Linux uniq Command: From Adjacent Deduplication to Count Statistics
Linux uniq Command: From Adjacent Deduplication to Count Statistics#
When processing log files or analyzing data, deduplication is a common task. The uniq command does exactly that—but with a catch: it only removes adjacent duplicate lines. Let’s dive deep into how uniq works and its practical applications.
Core Algorithm: Adjacent Line Comparison#
The implementation of uniq is surprisingly simple—a state machine at its heart:
// Simplified uniq core logic
char *prev_line = NULL;
while ((line = read_line()) != NULL) {
if (prev_line == NULL || strcmp(line, prev_line) != 0) {
print_line(line); // Output only if different
}
free(prev_line);
prev_line = strdup(line);
}
Time complexity O(n) with a single scan and no extra space.

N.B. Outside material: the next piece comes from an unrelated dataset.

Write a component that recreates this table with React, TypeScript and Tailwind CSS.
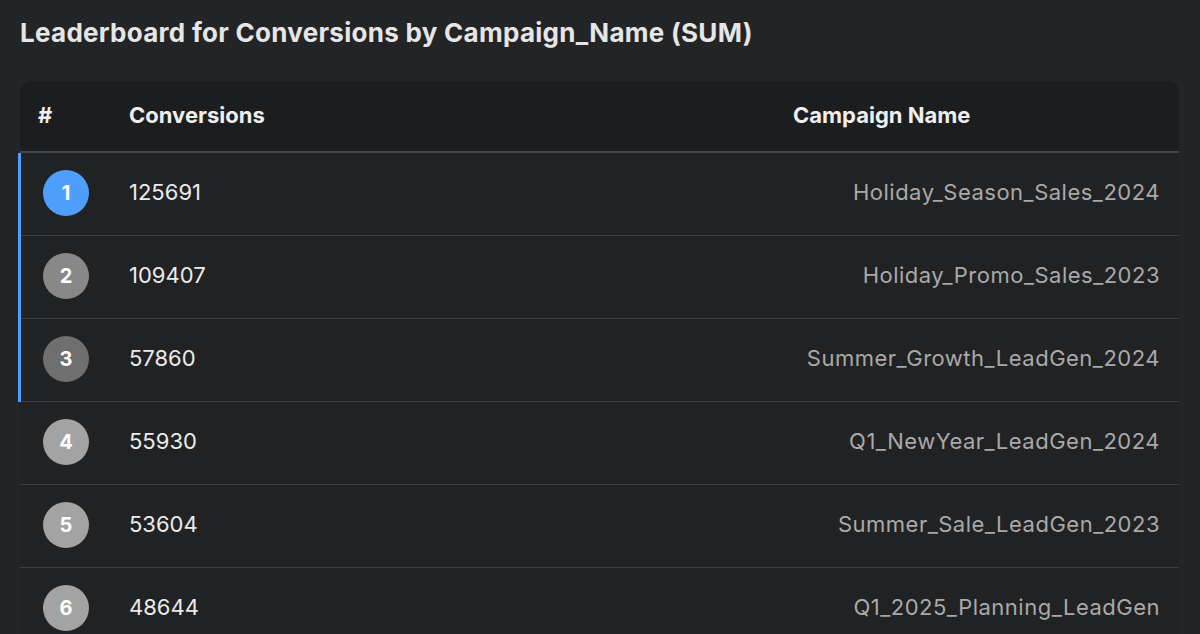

This is why it requires sorted input—otherwise, you can’t achieve O(1) space deduplication.
Key Parameters Implementation#
-c Count Occurrences#
int count = 1;
char *prev_line = NULL;
while ((line = read_line()) != NULL) {
if (prev_line != NULL && strcmp(line, prev_line) == 0) {
count++; // Same line, increment count
} else {
if (prev_line != NULL) {
printf("%7d %s\n", count, prev_line);
}
count = 1;
free(prev_line);
prev_line = strdup(line);
}
}
// Output last group
if (prev_line != NULL) {
printf("%7d %s\n", count, prev_line);
}
Output format: 7-digit right-aligned number followed by line content.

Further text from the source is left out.